What Would You See if You Heard Music in Colour?
Found in: Miscellany & Merriment
Music & colour. Of course they have things in common – they can be beautiful, they can trigger memories – but there are other more intriguing connections reported by some people.
Isaac Newton was inspired by music to add to the rainbow. According to Nature, “the medieval rainbow had just five colours: red, yellow, green, blue and violet. Newton added two more – orange and indigo – so that the colours would be ‘divided after the manner of a Musical Chord’”.
There is a condition known as synaesthesia, experienced by about 4% of the population, in which one sensory experience evokes a different one. For example, a synaesthete might experience different days of the week as different shapes, or letters of the alphabet as specific smells. There are many types of synaesthesia. Association of sounds with colours is properly called Chromaesthesia. It can be associated with any sounds, or just music, but from the chromaesthete, music can often occur as a fabulously rich and immersive experience.

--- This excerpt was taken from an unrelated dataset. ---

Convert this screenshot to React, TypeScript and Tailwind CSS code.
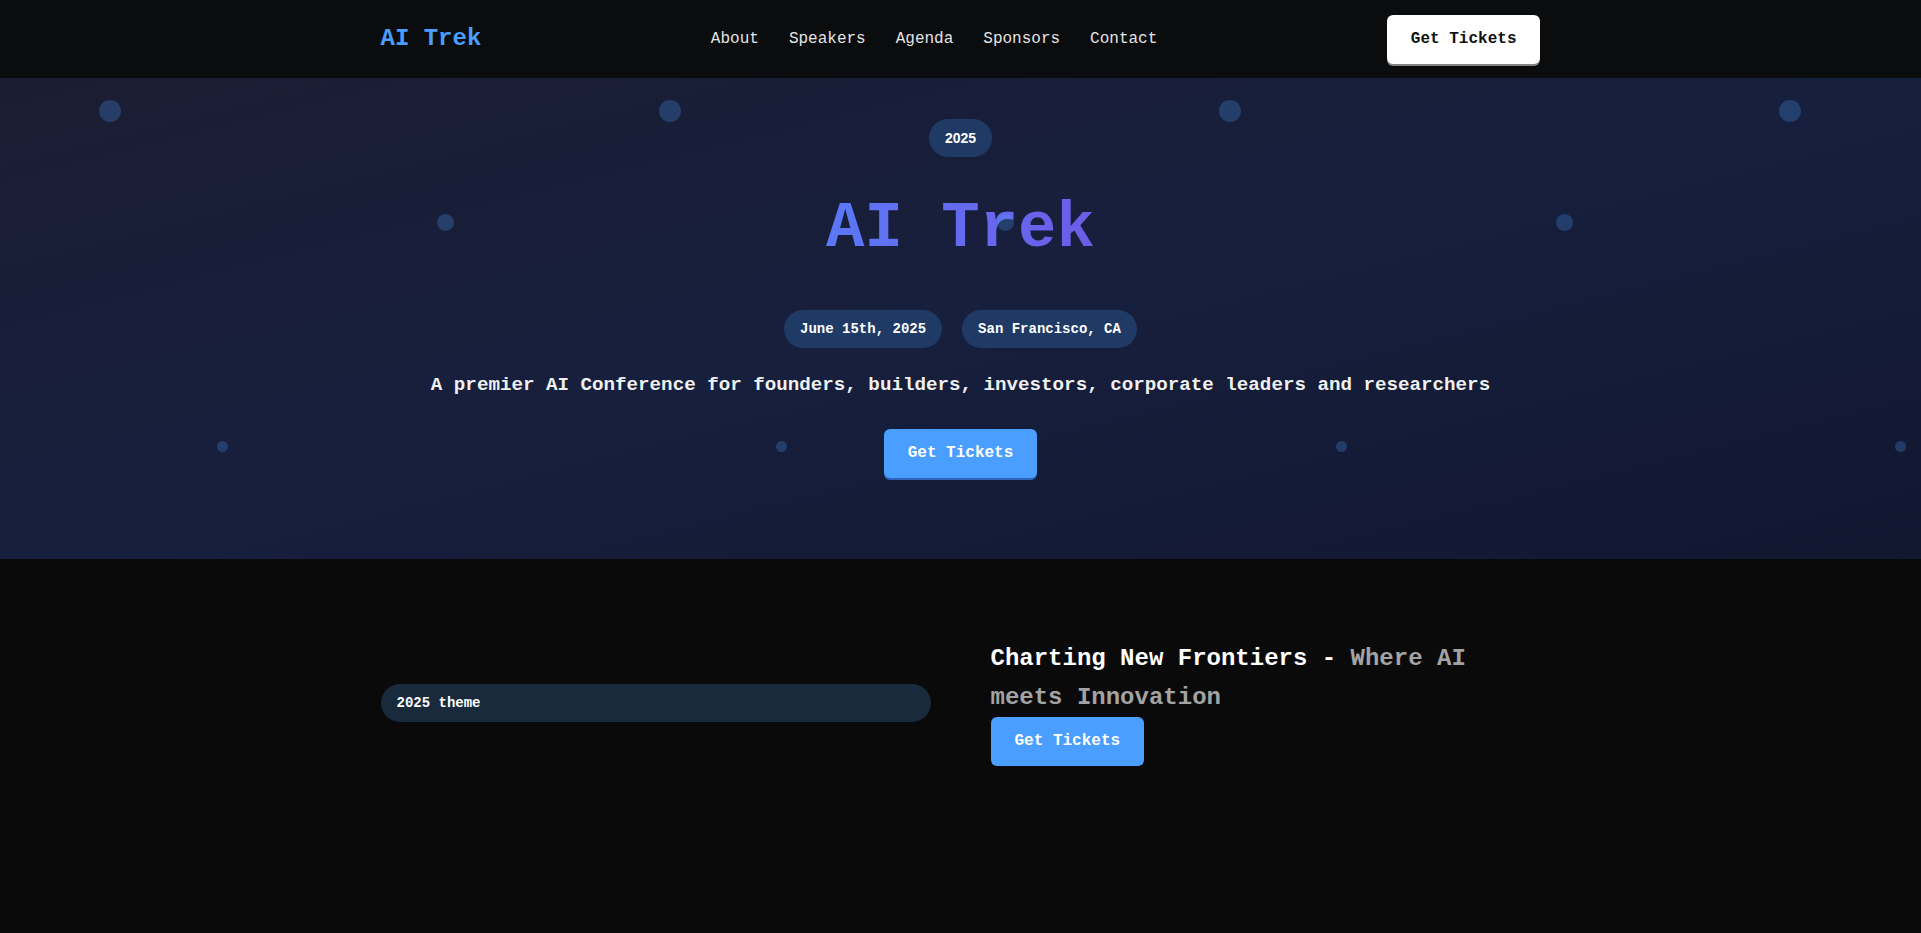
const navLinks = ["About", "Speakers", "Agenda", "Sponsors", "Contact"]

const dots = [
  { size: "w-[22px] h-[22px]", left: "left-[99px]", top: "top-[22px]" },
  { size: "w-[22px] h-[22px]", left: "left-[659px]", top: "top-[22px]" },
  { size: "w-[22px] h-[22px]", left: "left-[1219px]", top: "top-[22px]" },
  { size: "w-[22px] h-[22px]", left: "left-[1779px]", top: "top-[22px]" },
  { size: "w-[17px] h-[17px]", left: "left-[437px]", top: "top-[136px]" },
  { size: "w-[17px] h-[17px]", left: "left-[997px]", top: "top-[136px]" },
  { size: "w-[17px] h-[17px]", left: "left-[1556px]", top: "top-[136px]" },
  { size: "w-[11px] h-[11px]", left: "left-[217px]", top: "top-[363px]" },
  { size: "w-[11px] h-[11px]", left: "left-[776px]", top: "top-[363px]" },
  { size: "w-[11px] h-[11px]", left: "left-[1336px]", top: "top-[363px]" },
  { size: "w-[11px] h-[11px]", left: "left-[1895px]", top: "top-[363px]" },
]

export default function App() {
  return (
    <div className="min-h-screen bg-[#0a0a0a] text-white" style={{ fontFamily: '"Liberation Mono", "Courier New", monospace' }}>
      <nav className="bg-[#0b0c0e] h-[78px]">
        <div className="w-[1160px] mx-auto h-full flex justify-between items-center">
          <a href="#" className="text-2xl font-bold text-[#4a9eff]">
            AI Trek
          </a>
          <div className="flex gap-[30px]">
            {navLinks.map((item) => (
              <a key={item} href={`#${item.toLowerCase()}`} className="text-base text-[#e5e5e5] hover:opacity-75">
                {item}
              </a>
            ))}
          </div>
          <button className="bg-white text-[#111] font-bold text-base leading-[25px] px-6 py-3 rounded-md shadow-[0_2px_0_rgba(160,160,160,0.8)]">
            Get Tickets
          </button>
        </div>
      </nav>

      <section className="relative overflow-hidden bg-gradient-to-br from-[#1b1d33] via-[#161f3d] to-[#121730] pt-[41px] pb-[81px]">
        <div className="relative flex flex-col items-center">
          <span
            className="bg-[#203a66] rounded-full px-4 py-[9px] text-sm leading-5 font-bold"
            style={{ fontFamily: '"Liberation Sans", Arial, sans-serif' }}
          >
            2025
          </span>
          <h1 className="mt-10 text-[64px] leading-none font-bold bg-gradient-to-r from-[#5a78f7] to-[#6c5ce7] bg-clip-text text-transparent">
            AI Trek
          </h1>
          <div className="mt-[49px] flex gap-5">
            <span className="bg-[#203a66] rounded-full px-4 py-[9px] text-sm leading-5 font-bold">June 15th, 2025</span>
            <span className="bg-[#203a66] rounded-full px-4 py-[9px] text-sm leading-5 font-bold">San Francisco, CA</span>
          </div>
          <p className="mt-[23px] text-[19.2px] leading-7 font-bold text-[#f0f0f0]">
            A premier AI Conference for founders, builders, investors, corporate leaders and researchers
          </p>
          <button className="mt-[30px] bg-[#4a9eff] text-white font-bold text-base leading-[25px] px-6 py-3 rounded-md shadow-[0_2px_0_rgba(50,110,200,0.9)]">
            Get Tickets
          </button>
        </div>
        {dots.map((d, i) => (
          <span key={i} className={`absolute rounded-full bg-[#4a9eff]/25 ${d.size} ${d.left} ${d.top}`} />
        ))}
      </section>

      <section className="py-20">
        <div className="w-[1160px] mx-auto grid grid-cols-2 gap-[60px] items-center">
          <div className="bg-[#1a2a3d] rounded-full h-[38px] px-4 flex items-center text-sm font-bold">
            2025 theme
          </div>
          <div>
            <h2 className="text-2xl leading-[39px] font-bold">
              Charting New Frontiers - <span className="text-[#a3a3a3]">Where AI meets Innovation</span>
            </h2>
            <button className="bg-[#4a9eff] text-white font-bold text-base leading-[25px] px-6 py-3 rounded-md">
              Get Tickets
            </button>
          </div>
        </div>
      </section>
    </div>
  )
}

The painter Melissa McCracken has expressed her musical responses in paintings, and the results are a riot of colour – maybe too much for many of us.
“It alters the way I experience music – it’s more visceral and sometimes overwhelming to be over washed by colour. I’m more passionate about music, I can’t just take it or leave it!” – Geoffrey Williams
Chromaesthesia is often associated with perfect pitch. The presumption is that the colours help clarify distinctions of pitch.
When I interviewed Geoffrey Williams for The Playground, he mentioned that he experienced synaesthesia. We went back to Geoffrey to find out a little more. He explained that he doesn’t literally see colours, he senses or feels them. He associates colours with specific chords. For example, Gmaj is red, Amin is pink, Dmaj is orange. He can focus on only one colour at a time.
The experience is different for each person, and one might find another’s particular colour associations incomprehensible. But for each person, the associations are as natural as the sky being blue or water wet. For Geoffrey, the combination of music and colour is an intense experience: “It alters the way I experience music – it’s more visceral and sometimes overwhelming to be over washed by colour. I’m more passionate about music, I can’t just take it or leave it!”
Jared Ficklin demonstrates that “the eyes can hear” by rendering music graphically, and even shows how fire can respond to sound.
Artist Neil Harbisson has dealt with a rare form of colour blindness by reversing the process – attaching a special device to his head which turns colours into sound. He can distinguish between yellow and blue by their sound, or at least the vibrations in his skull. He claims it allows him to create unique artworks: “I can paint what I hear, and I can also compose music from what I am looking at”.
This might sound all very esoteric, but perhaps these are simply examples at the extreme end of a spectrum we are all on. Maybe finding that a piece of music evokes a picture or that the sound of an instrument creates a feeling of warmth is a milder form of the same experience. Perhaps we can get in touch with our inner synaesthete? Try closing your eyes while you listen to a piece of music and observing if images or tastes suggest themselves to you. Don’t try to force anything, just let the visuals happen however they might. I think it’s likely that there is always some visual association whenever you listen to music, but this little exercise might make it more conscious for you. At the very least, you will have been paying attention and enhancing the listening experience. Or just possibly, you might open the door a little to a truly multi-sensory experience.